__EXERCISE BRIEF__:
Your task is to copy the listing exactly, with the pictures left out.

__DATA EXTRACT__:
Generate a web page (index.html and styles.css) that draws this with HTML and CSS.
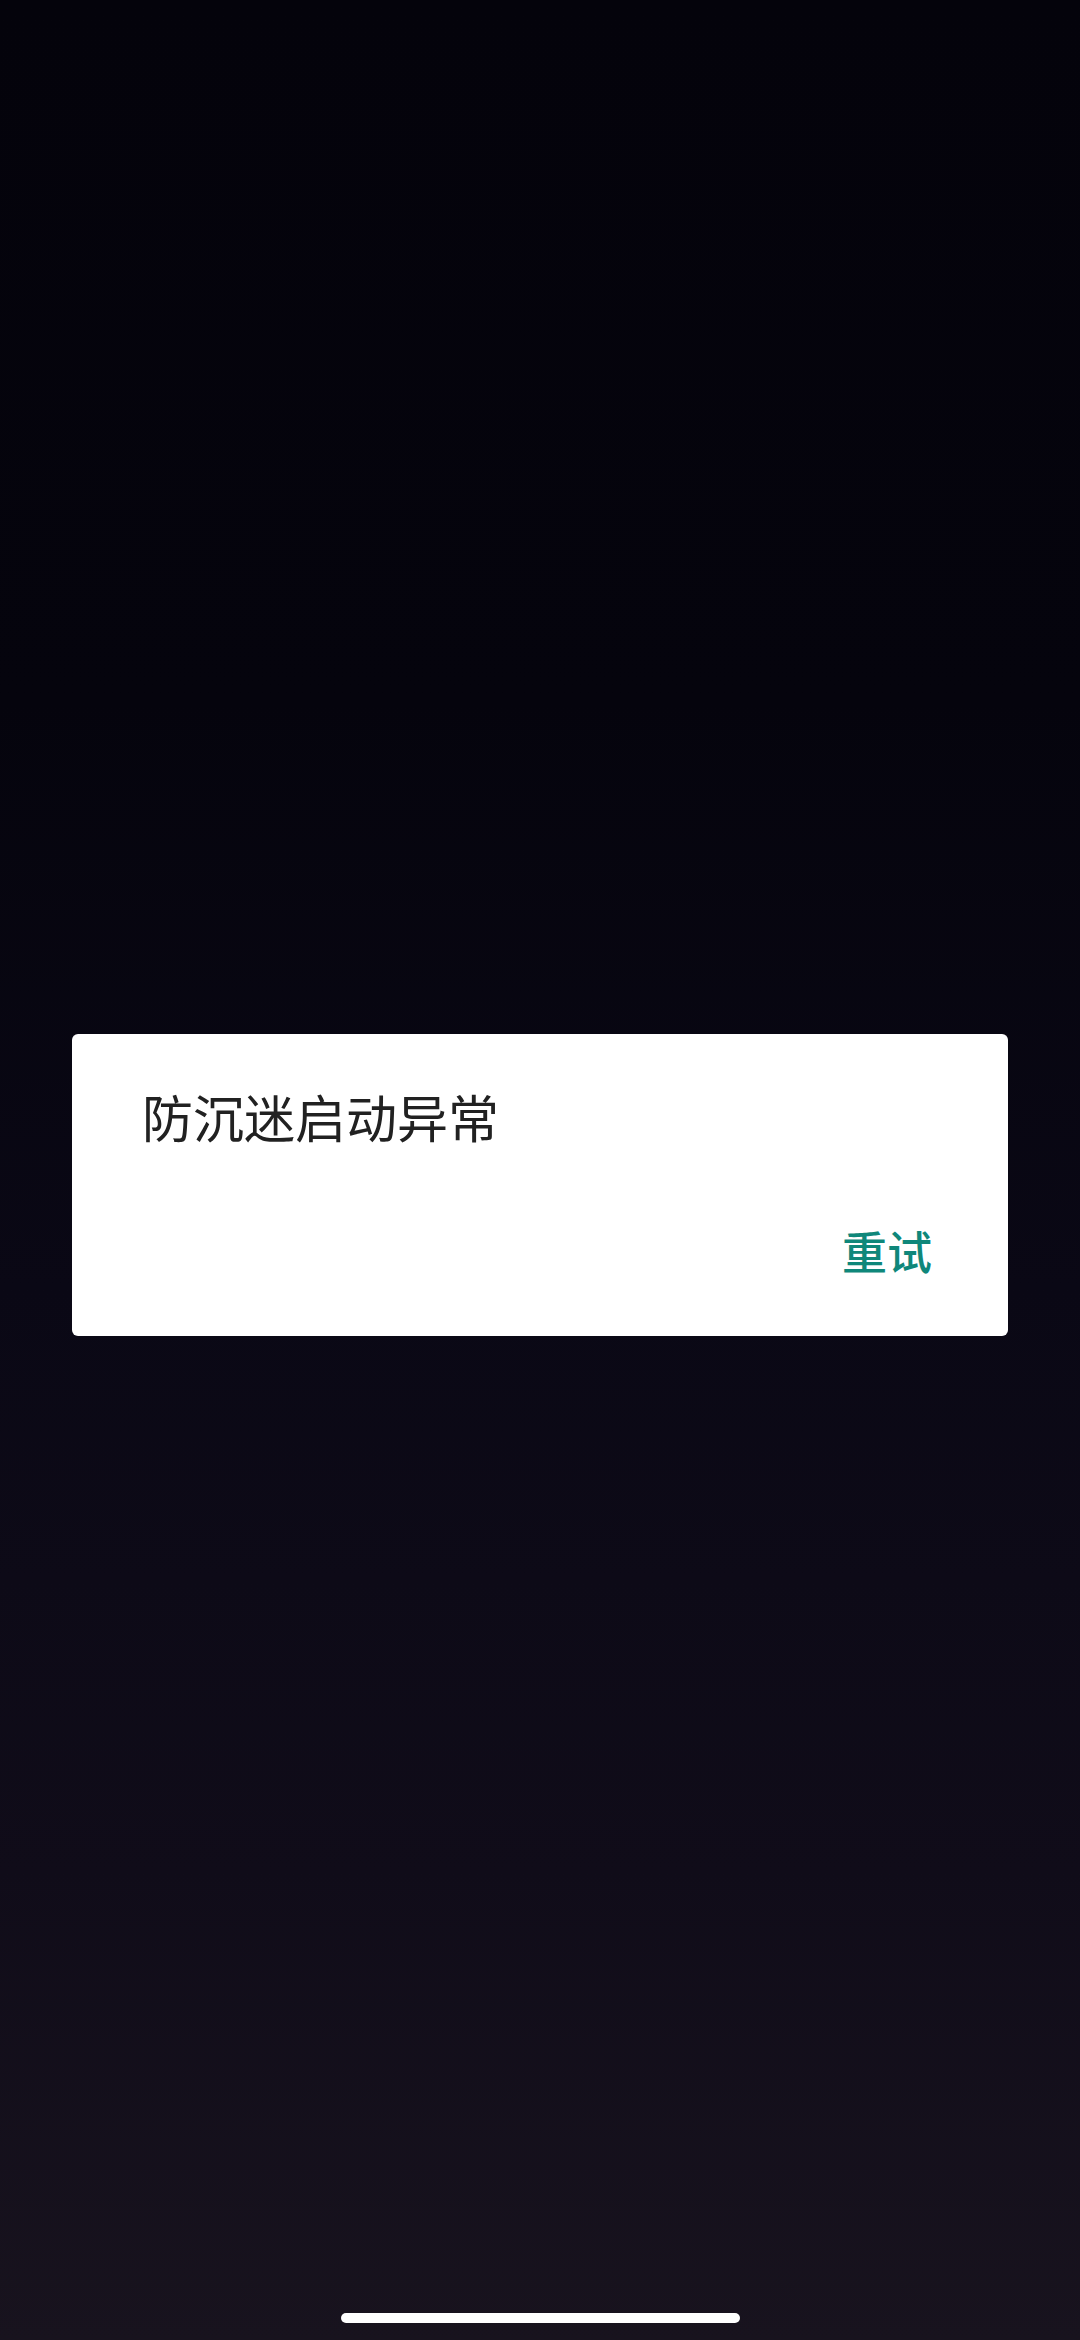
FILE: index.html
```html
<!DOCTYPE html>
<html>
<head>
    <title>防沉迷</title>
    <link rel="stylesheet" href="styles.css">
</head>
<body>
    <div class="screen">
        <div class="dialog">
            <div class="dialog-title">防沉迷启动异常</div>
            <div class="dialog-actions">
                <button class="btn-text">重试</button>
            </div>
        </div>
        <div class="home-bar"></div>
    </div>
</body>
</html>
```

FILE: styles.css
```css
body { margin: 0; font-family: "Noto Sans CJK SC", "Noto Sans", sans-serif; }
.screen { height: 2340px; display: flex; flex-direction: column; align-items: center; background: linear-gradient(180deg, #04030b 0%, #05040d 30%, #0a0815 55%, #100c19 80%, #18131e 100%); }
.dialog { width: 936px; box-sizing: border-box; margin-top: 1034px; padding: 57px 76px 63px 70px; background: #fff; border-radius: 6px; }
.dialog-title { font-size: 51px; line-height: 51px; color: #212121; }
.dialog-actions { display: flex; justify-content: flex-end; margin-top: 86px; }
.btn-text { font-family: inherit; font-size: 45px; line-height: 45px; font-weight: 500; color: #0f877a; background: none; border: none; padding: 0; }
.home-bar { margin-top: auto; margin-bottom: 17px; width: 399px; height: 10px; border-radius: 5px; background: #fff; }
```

__RESULT BELOW__:
Generate a web page (index.html and styles.css) that draws this with HTML and CSS.
FILE: index.html
```html
<!DOCTYPE html>
<html>
<head>
    <title>防沉迷</title>
    <link rel="stylesheet" href="styles.css">
</head>
<body>
    <div class="screen">
        <div class="dialog">
            <div class="dialog-title">防沉迷启动异常</div>
            <div class="dialog-actions">
                <button class="btn-text">重试</button>
            </div>
        </div>
        <div class="home-bar"></div>
    </div>
</body>
</html>
```

FILE: styles.css
```css
body { margin: 0; font-family: "Noto Sans CJK SC", "Noto Sans", sans-serif; }
.screen { height: 2340px; display: flex; flex-direction: column; align-items: center; background: linear-gradient(180deg, #04030b 0%, #05040d 30%, #0a0815 55%, #100c19 80%, #18131e 100%); }
.dialog { width: 936px; box-sizing: border-box; margin-top: 1034px; padding: 57px 76px 63px 70px; background: #fff; border-radius: 6px; }
.dialog-title { font-size: 51px; line-height: 51px; color: #212121; }
.dialog-actions { display: flex; justify-content: flex-end; margin-top: 86px; }
.btn-text { font-family: inherit; font-size: 45px; line-height: 45px; font-weight: 500; color: #0f877a; background: none; border: none; padding: 0; }
.home-bar { margin-top: auto; margin-bottom: 17px; width: 399px; height: 10px; border-radius: 5px; background: #fff; }
```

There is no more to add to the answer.